Black people’s passion for their cities can run deep. While not exclusive to Black Americans, ownership of your home city is particularly an anchor in Black culture. Not just the city either – hometown-loving Black folk also take ownership of the great people from their cities, like the Black celebrity whose origin is known down to the neighborhood by the enthusiastic and apathetic alike. From sports teams to accents, Black authenticity is in some ways determined by how well you know your city’s streets and understand its unique culture. Hometown-loving Black folk know what separates their city from any other city in the world, and those qualities are significant to them. Defining, even. Have you ever used your city as an inherent explanation for your behavior? You’re probably a hometown-loving Black person.

For someone like me, however, authenticity tied to hometown love is problematic. Somewhere between 19474 Sorrento and now, the passion for what should be my city was lost, and so followed the identity meant to come with it. Small talk at a party became a minefield through which I avoided origin story conversations. Step around local politics, because I can’t recall the landscape. Step over high school, because I went to four. I don’t have a deep, dark past – I don’t have a clear past at all.

When forced, I settle for inaccurate answers that are satisfactory enough to move beyond the topic quickly. I feign strong ties to a city. I lie.

I dodge those conversations to avoid having to sift through the complexities of my past. No one wants to explain their childhood as an army brat, or splitting time between divorced parents on opposite ends of the country, or being raised in traveling church spreading the gospel of Jesus Christ. When forced, I settle for inaccurate answers that are satisfactory enough to move beyond the topic quickly. I feign strong ties to a city. I lie.  

Or stretch the truth, rather. Sports – in all its wonder and lunacy – is  a culturally acceptable way we can hold claim to a hometown that allows us to participate in this most blatant expression of community without question. I’ve been an active sports fan all my life, and no matter where I move, my marriage to the Lions, Pistons, Tigers, and Red Wings will always suggest my city allegiance, my insinuation of a true home. I don’t even watch two of those sports, yet claiming them is of utmost importance. I have to rep all Detroit teams. I must be loyal to a fault. The Detroit Lions haven’t won a championship since before the Super Bowl era in 1956 and are the first franchise in NFL history with an 0-16 record, but I’ll rep them to the death. I overcompensate in this way to reconcile not knowing what restaurant to recommend to your friend who’s travelling to Detroit, or for needing Google Maps myself when I (rarely) go back to visit. I make amends by being a homer in an illogical fandom.

Often, when we construct social facades, they fare poorly, leaving us pegged as disingenuous or feeling stuck in social quicksand. I mentally bookmark these moments, replaying them in my mind as I analyze my reactions. Recently, in an Uber with three new friends, the driver asked the dreaded question. Without thinking, I responded “New York.” After a long pause, one of my friends – a ride-or-die Chicago native who knew I was raised in Detroit – commented “oh, you said … hm, interesting.”

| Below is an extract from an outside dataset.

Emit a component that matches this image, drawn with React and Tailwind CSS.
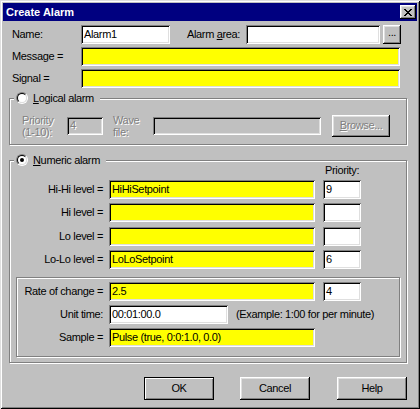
import clsx from "clsx";

const sunken =
  "shadow-[inset_1px_1px_0_0_#808080,inset_-1px_-1px_0_0_#ffffff,inset_2px_2px_0_0_#000000,inset_-2px_-2px_0_0_#dfdfdf]";
const raised =
  "shadow-[inset_-1px_-1px_0_0_#000000,inset_1px_1px_0_0_#ffffff,inset_-2px_-2px_0_0_#808080,inset_2px_2px_0_0_#dfdfdf]";
const etched = "border border-[#808080] shadow-[inset_1px_1px_0_0_#ffffff,1px_1px_0_0_#ffffff]";
const grayText = "text-[#808080] [text-shadow:1px_1px_0_#ffffff]";

function Field({ className, value, disabled }) {
  return (
    <div
      className={clsx(
        "flex items-center pl-[3px] whitespace-nowrap overflow-hidden",
        sunken,
        disabled && grayText,
        className
      )}
    >
      {value}
    </div>
  );
}

function Btn({ className, children, isDefault, disabled }) {
  return (
    <div
      className={clsx(
        "flex items-center justify-center whitespace-nowrap",
        isDefault
          ? "border border-black shadow-[inset_1px_1px_0_0_#ffffff,inset_-1px_-1px_0_0_#808080]"
          : raised,
        disabled && grayText,
        className
      )}
    >
      {children}
    </div>
  );
}

function Radio({ checked }) {
  return (
    <div className="w-[12px] h-[12px] rounded-full border border-t-[#808080] border-l-[#808080] border-r-white border-b-white flex">
      <div className="flex-1 rounded-full border border-t-black border-l-black border-r-[#dfdfdf] border-b-[#dfdfdf] bg-white flex items-center justify-center">
        {checked && <div className="w-[4px] h-[4px] rounded-full bg-black" />}
      </div>
    </div>
  );
}

function Legend({ checked, children }) {
  return (
    <div className="absolute left-[4px] top-[-7px] h-[12px] flex items-center gap-[5px] bg-[#c0c0c0] pl-[2px] pr-[6px]">
      <Radio checked={checked} />
      <span>{children}</span>
    </div>
  );
}

function CloseButton() {
  return (
    <div className={clsx("w-[16px] h-[14px] bg-[#c0c0c0] flex items-center justify-center", raised)}>
      <svg width="8" height="7" viewBox="0 0 8 7" shapeRendering="crispEdges">
        <path
          fill="#000"
          d="M0 0h2v1H0zM6 0h2v1H6zM1 1h2v1H1zM5 1h2v1H5zM2 2h4v1H2zM3 3h2v1H3zM2 4h4v1H2zM1 5h2v1H1zM5 5h2v1H5zM0 6h2v1H0zM6 6h2v1H6z"
        />
      </svg>
    </div>
  );
}

function LevelRow({ label, value, priority, className }) {
  return (
    <div className={clsx("h-[19px] flex items-center", className)}>
      <span className="w-[93px] text-right">{label}</span>
      <Field className="ml-[6px] w-[206px] h-[19px] bg-[#ffff00]" value={value} />
      <Field className="ml-[8px] w-[38px] h-[19px] bg-white" value={priority} />
    </div>
  );
}

export default function App() {
  return (
    <div
      className={
        "w-[420px] h-[409px] bg-[#c0c0c0] p-[3px] text-[11px] leading-[13px] tracking-[-0.35px] text-black font-['Liberation_Sans',Arial,sans-serif] " +
        "shadow-[inset_1px_1px_0_0_#dfdfdf,inset_-1px_-1px_0_0_#000000,inset_2px_2px_0_0_#ffffff,inset_-2px_-2px_0_0_#808080]"
      }
    >
      {/* title bar */}
      <div className="h-[18px] bg-[#000080] flex items-center justify-between pl-[3px] pr-[1px]">
        <span className="text-white font-bold tracking-normal">Create Alarm</span>
        <CloseButton />
      </div>

      <div className="flex flex-col pl-[6px]">
        <div className="mt-[4px] h-[19px] flex items-center">
          <span className="w-[72px] pl-[3px]">Name:</span>
          <Field className="w-[89px] h-[19px] bg-white" value="Alarm1" />
          <span className="ml-[17px] w-[59px]">
            Alarm <u>a</u>rea:
          </span>
          <Field className="w-[134px] h-[19px] bg-white" />
          <Btn className="ml-[3px] w-[18px] h-[19px] pb-[4px]">...</Btn>
        </div>
        <div className="mt-[3px] h-[19px] flex items-center">
          <span className="w-[72px] pl-[3px]">Message =</span>
          <Field className="w-[319px] h-[19px] bg-[#ffff00]" />
        </div>
        <div className="mt-[3px] h-[19px] flex items-center">
          <span className="w-[72px] pl-[3px]">Signal =</span>
          <Field className="w-[319px] h-[19px] bg-[#ffff00]" />
        </div>

        {/* logical alarm */}
        <div className={clsx("relative mt-[10px] w-[398px] h-[47px] flex items-center pt-[8px] pl-[12px]", etched)}>
          <Legend>
            <u>L</u>ogical alarm
          </Legend>
          <span className={clsx("w-[45px] leading-[12px]", grayText)}>
            Priority
            <br />
            (1-10):
          </span>
          <Field className="w-[36px] h-[18px]" value="4" disabled />
          <span className={clsx("ml-[10px] w-[40px] leading-[12px]", grayText)}>
            Wave
            <br />
            file:
          </span>
          <Field className="w-[168px] h-[18px]" disabled />
          <Btn className="ml-[11px] w-[58px] h-[22px]" disabled>
            <span>
              <u>B</u>rowse...
            </span>
          </Btn>
        </div>

        {/* numeric alarm */}
        <div className={clsx("relative mt-[15px] w-[398px] h-[203px] flex flex-col", etched)}>
          <Legend checked>
            <u>N</u>umeric alarm
          </Legend>
          <div className="mt-[2px] h-[14px] leading-[14px] pl-[315px]">Priority:</div>
          <LevelRow className="mt-[3px]" label="Hi-Hi level =" value="HiHiSetpoint" priority="9" />
          <LevelRow className="mt-[4px]" label="Hi level =" />
          <LevelRow className="mt-[5px]" label="Lo level =" />
          <LevelRow className="mt-[4px]" label="Lo-Lo level =" value="LoLoSetpoint" priority="6" />

          <div className={clsx("mt-[8px] ml-[6px] w-[384px] h-[80px] flex flex-col", etched)}>
            <div className="mt-[4px] h-[19px] flex items-center">
              <span className="w-[86px] text-right">Rate of change =</span>
              <Field className="ml-[6px] w-[206px] h-[19px] bg-[#ffff00]" value="2.5" />
              <Field className="ml-[8px] w-[38px] h-[19px] bg-white" value="4" />
            </div>
            <div className="mt-[4px] h-[19px] flex items-center">
              <span className="w-[86px] text-right">Unit time:</span>
              <Field className="ml-[6px] w-[119px] h-[19px] bg-white" value="00:01:00.0" />
              <span className="ml-[8px] whitespace-nowrap">(Example: 1:00 for per minute)</span>
            </div>
            <div className="mt-[4px] h-[19px] flex items-center">
              <span className="w-[86px] text-right">Sample =</span>
              <Field className="ml-[6px] w-[206px] h-[19px] bg-[#ffff00]" value="Pulse (true, 0:0:1.0, 0.0)" />
            </div>
          </div>
        </div>

        {/* buttons */}
        <div className="mt-[14px] flex pl-[135px]">
          <Btn isDefault className="w-[70px] h-[23px]">OK</Btn>
          <Btn className="ml-[26px] w-[70px] h-[23px]">Cancel</Btn>
          <Btn className="ml-[27px] w-[70px] h-[23px]">Help</Btn>
        </div>
      </div>
    </div>
  );
}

It’s one of the emptiest, yet most loaded responses in the English language. You graduated from college? Interesting. You liked Mad Men? Interesting. You put ketchup on that? Interesting. So though the conversation moved on not a split second later, my mind didn’t.

I’m sure her response was genuine and without malicious intent. Yet for me –  no-city-pride-having me – it invoked the litany of thoughts and explanations familiar to those who grew up nomadic. I thought the driver meant – well New York is where I live, right? Did he mean where I grew up? Should I have claimed Detroit? What if he knows Detroit really well and asks a question I can’t answer? I haven’t lived in Detroit in over a decade, that has to be past the statute of limitations. Wait, am I ashamed? Who taught me to hate myself? Ugh, this is why I hate small talk! Where do I belong?

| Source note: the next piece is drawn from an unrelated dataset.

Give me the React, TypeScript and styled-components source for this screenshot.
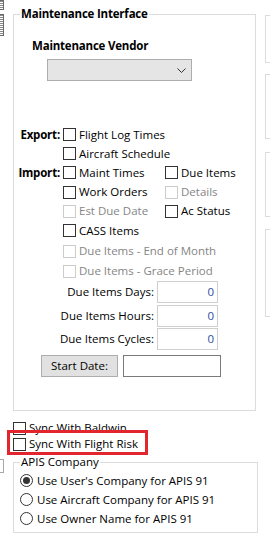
import React from 'react';
import styled, { createGlobalStyle } from 'styled-components';

const GlobalStyle = createGlobalStyle`
  html, body {
    margin: 0;
    padding: 0;
    background: #fff;
  }
  body {
    font-family: "Open Sans", "Liberation Sans", sans-serif;
    font-size: 11.5px;
    color: #000;
    overflow: hidden;
  }
`;

const Page = styled.div`
  display: flex;
  width: 270px;
  height: 539px;
  overflow: hidden;
  background: #fff;
`;

const EdgeColumn = styled.div`
  flex: none;
  width: 13px;
  display: flex;
  flex-direction: column;
`;

const EdgeStub = styled.div<{ $top: number; $height: number; $dark?: boolean }>`
  margin-top: ${p => p.$top}px;
  width: 3px;
  height: ${p => p.$height}px;
  border: 1px solid ${p => (p.$dark ? '#6a6a6a' : '#a8a8a8')};
  border-left: none;
  background: ${p =>
    p.$dark ? 'repeating-linear-gradient(0deg, #fff 0 1px, #8a8a8a 1px 2px)' : '#fff'};
`;

const Content = styled.div`
  flex: none;
  width: 252px;
  display: flex;
  flex-direction: column;
`;

const GroupBox = styled.fieldset<{ $width: number; $top: number }>`
  box-sizing: border-box;
  width: ${p => p.$width}px;
  margin: ${p => p.$top}px 0 0 0;
  padding: 0;
  min-width: 0;
  border: 1px solid #dcdcdc;
`;

const Legend = styled.legend<{ $bold?: boolean }>`
  margin-left: 6px;
  padding: 0 1px;
  line-height: 16px;
  font-weight: ${p => (p.$bold ? 700 : 400)};
  letter-spacing: ${p => (p.$bold ? '-0.2px' : '0')};
  color: #000;
`;

const MainBody = styled.div`
  display: flex;
  flex-direction: column;
  padding-bottom: 33px;
`;

const VendorLabel = styled.div`
  margin: 16px 0 0 18px;
  line-height: 16px;
  font-weight: 700;
  letter-spacing: -0.2px;
`;

const Dropdown = styled.div`
  box-sizing: border-box;
  margin: 5px 0 0 33px;
  width: 145px;
  height: 22px;
  background: #e5e5e5;
  border: 1px solid #adadad;
  display: flex;
  align-items: center;
  justify-content: flex-end;
  padding-right: 5px;
`;

const ChoiceGrid = styled.div`
  margin-top: 44px;
  display: grid;
  grid-template-columns: 49px 102px auto;
  grid-template-rows: 19px 19px 19px 20px 18px 21px 20px 20px;
  align-items: center;
`;

const SideLabel = styled.div<{ $row: number }>`
  grid-column: 1;
  grid-row: ${p => p.$row};
  text-align: right;
  padding-right: 3px;
  font-weight: 700;
  letter-spacing: -0.2px;
`;

const CheckItem = styled.label<{ $col: number; $row: number; $span?: number }>`
  grid-column: ${p => p.$col} / span ${p => p.$span || 1};
  grid-row: ${p => p.$row};
  display: flex;
  align-items: center;
  gap: 3px;
  white-space: nowrap;
`;

const Box = styled.span<{ $disabled?: boolean }>`
  box-sizing: border-box;
  flex: none;
  width: 13px;
  height: 13px;
  background: #fff;
  border: 1px solid ${p => (p.$disabled ? '#cccccc' : '#333333')};
`;

const ItemText = styled.span<{ $disabled?: boolean }>`
  line-height: 16px;
  color: ${p => (p.$disabled ? '#858585' : '#000')};
`;

const NumberGrid = styled.div`
  display: grid;
  grid-template-columns: 143px 61px;
  grid-template-rows: 24px 23px 22px;
  align-items: start;
`;

const NumberLabel = styled.div`
  height: 22px;
  line-height: 22px;
  text-align: right;
  padding-right: 3px;
`;

const NumberField = styled.div`
  box-sizing: border-box;
  height: 22px;
  border: 1px solid #cfcfcf;
  text-align: right;
  padding-right: 3px;
  line-height: 20px;
  color: #2d4f9e;
`;

const StartRow = styled.div`
  margin: 5px 0 0 27px;
  display: flex;
  gap: 5px;
`;

const StartButton = styled.div`
  box-sizing: border-box;
  width: 77px;
  height: 22px;
  background: #e1e1e1;
  border: 1px solid #adadad;
  text-align: center;
  line-height: 20px;
`;

const DateField = styled.div`
  box-sizing: border-box;
  width: 98px;
  height: 22px;
  border: 1px solid #7a7a7a;
  background: #fff;
`;

const SyncRow = styled.label<{ $top: number; $marked?: boolean }>`
  position: relative;
  margin-top: ${p => p.$top}px;
  height: 16px;
  display: flex;
  align-items: center;
  gap: 3px;

  ${p =>
    p.$marked &&
    `
    &::after {
      content: '';
      position: absolute;
      left: -6px;
      top: -6px;
      width: 141px;
      height: 25px;
      box-sizing: border-box;
      border: 3px solid #e3262d;
      pointer-events: none;
    }
  `}
`;

const RadioList = styled.div`
  display: flex;
  flex-direction: column;
  padding: 1px 0 4px 6px;
`;

const RadioRow = styled.label`
  height: 19px;
  display: flex;
  align-items: center;
  gap: 4px;
`;

const RadioCircle = styled.span<{ $checked?: boolean }>`
  box-sizing: border-box;
  flex: none;
  width: 13px;
  height: 13px;
  border-radius: 50%;
  border: 1px solid #333;
  display: flex;
  align-items: center;
  justify-content: center;

  &::after {
    content: '';
    width: 7px;
    height: 7px;
    border-radius: 50%;
    background: ${p => (p.$checked ? '#333' : 'transparent')};
  }
`;

const RightStrip = styled.div`
  flex: none;
  display: flex;
  flex-direction: column;
`;

const StubPanel = styled.div<{ $top: number; $height: number }>`
  box-sizing: border-box;
  margin-top: ${p => p.$top}px;
  width: 20px;
  height: ${p => p.$height}px;
  border: 1px solid #dcdcdc;
`;

const Chevron = () => (
  <svg width="9" height="5" viewBox="0 0 9 5">
    <polyline points="0.5,0.5 4.5,4.5 8.5,0.5" fill="none" stroke="#333" strokeWidth="1" />
  </svg>
);

const Check: React.FC<{ col: number; row: number; span?: number; disabled?: boolean; text: string }> = ({
  col,
  row,
  span,
  disabled,
  text,
}) => (
  <CheckItem $col={col} $row={row} $span={span}>
    <Box $disabled={disabled} />
    <ItemText $disabled={disabled}>{text}</ItemText>
  </CheckItem>
);

const numberFields = ['Due Items Days:', 'Due Items Hours:', 'Due Items Cycles:'];

const apisOptions = [
  { text: "Use User's Company for APIS 91", checked: true },
  { text: 'Use Aircraft Company for APIS 91', checked: false },
  { text: 'Use Owner Name for APIS 91', checked: false },
];

const App: React.FC = () => {
  return (
    <Page>
      <GlobalStyle />
      <EdgeColumn>
        <EdgeStub $top={0} $height={8} $dark />
        <EdgeStub $top={4} $height={20} $dark />
        <EdgeStub $top={423} $height={12} />
      </EdgeColumn>

      <Content>
        <GroupBox $width={243} $top={6}>
          <Legend $bold>Maintenance Interface</Legend>
          <MainBody>
            <VendorLabel>Maintenance Vendor</VendorLabel>
            <Dropdown>
              <Chevron />
            </Dropdown>

            <ChoiceGrid>
              <SideLabel $row={1}>Export:</SideLabel>
              <Check col={2} row={1} span={2} text="Flight Log Times" />
              <Check col={2} row={2} span={2} text="Aircraft Schedule" />
              <SideLabel $row={3}>Import:</SideLabel>
              <Check col={2} row={3} text="Maint Times" />
              <Check col={3} row={3} text="Due Items" />
              <Check col={2} row={4} text="Work Orders" />
              <Check col={3} row={4} text="Details" disabled />
              <Check col={2} row={5} text="Est Due Date" disabled />
              <Check col={3} row={5} text="Ac Status" />
              <Check col={2} row={6} span={2} text="CASS Items" />
              <Check col={2} row={7} span={2} text="Due Items - End of Month" disabled />
              <Check col={2} row={8} span={2} text="Due Items - Grace Period" disabled />
            </ChoiceGrid>

            <NumberGrid>
              {numberFields.map(label => (
                <React.Fragment key={label}>
                  <NumberLabel>{label}</NumberLabel>
                  <NumberField>0</NumberField>
                </React.Fragment>
              ))}
            </NumberGrid>

            <StartRow>
              <StartButton>Start Date:</StartButton>
              <DateField />
            </StartRow>
          </MainBody>
        </GroupBox>

        <SyncRow $top={9}>
          <Box />
          <ItemText>Sync With Baldwin</ItemText>
        </SyncRow>
        <SyncRow $top={0} $marked>
          <Box />
          <ItemText>Sync With Flight Risk</ItemText>
        </SyncRow>

        <GroupBox $width={245} $top={2}>
          <Legend>APIS Company</Legend>
          <RadioList>
            {apisOptions.map(o => (
              <RadioRow key={o.text}>
                <RadioCircle $checked={o.checked} />
                <ItemText>{o.text}</ItemText>
              </RadioRow>
            ))}
          </RadioList>
        </GroupBox>
      </Content>

      <RightStrip>
        <StubPanel $top={15} $height={48} />
        <StubPanel $top={11} $height={65} />
        <StubPanel $top={13} $height={65} />
        <StubPanel $top={12} $height={88} />
      </RightStrip>
    </Page>
  );
};

export default App;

Black people’s passion for their cities can run deep. While not exclusive to Black Americans, ownership of your home city is particularly an anchor in Black culture.

It’s strange, for many of us– this time between moving away from home, our proudest display of adulthood, and when we begin succumbing to the invariable pressure to “settle down”. To do so is essentially to find the stability that many of us have not felt since childhood; until then, we wade through the world without a sense of home.  We know we may not feel that same sense of belonging again until we’re  experiencing it vicariously through our own children as they play football in the middle of the block, central enough to be the 50-yard line but far enough from the intersection to avoid concern. This is a privileged experience many of us have only twice in our lives – when we’re young and when we’re old – and one that some of us never really have at all.

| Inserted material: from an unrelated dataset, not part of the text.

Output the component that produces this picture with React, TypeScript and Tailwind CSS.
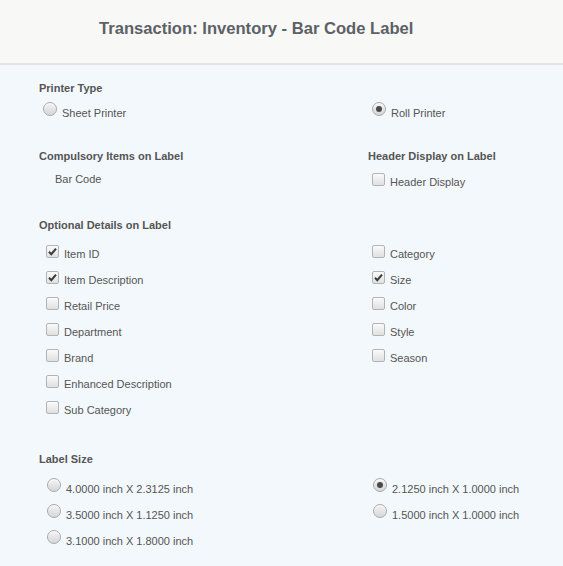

My detachment from a city – from belonging, from claim – is probably much of what drives my mild obsession with wanting to own property and anchor my ship to the sand. The idea of owning something to bond me to a city, to a neighborhood, to a community, is to want a pride I’ve seen so many other Black people flaunt that I’ve never had.

I live in New York where affordable home ownership is laughable, and in such a transient city there’s a frequent question asked of we who are transplants: How long are you going to stay? Until you’re finished with school, until you’ve proven you can make it, until you leave your mark on Broadway – there’s always the assumption of an expiration date. And while I love my life here, none of New York’s flaws affect my answer to that question as much as my inability to forfeit my life as a nomad and settle down.

When the destination is less obvious, the choice to claim a city as home still means something for Black identity. Part of my identity will forever lay in the city I was raised when the choice wasn’t mine; and still, part of me will be found in the city in which I live when the choice is mine to make. Those sides will continue to leave me vexed to where I’m from until I decide what I am most proud to claim as the representation of who I am.And maybe the age will come when the place I’m from and the place I’m proud to live in  can one day become the same. It means something, after all.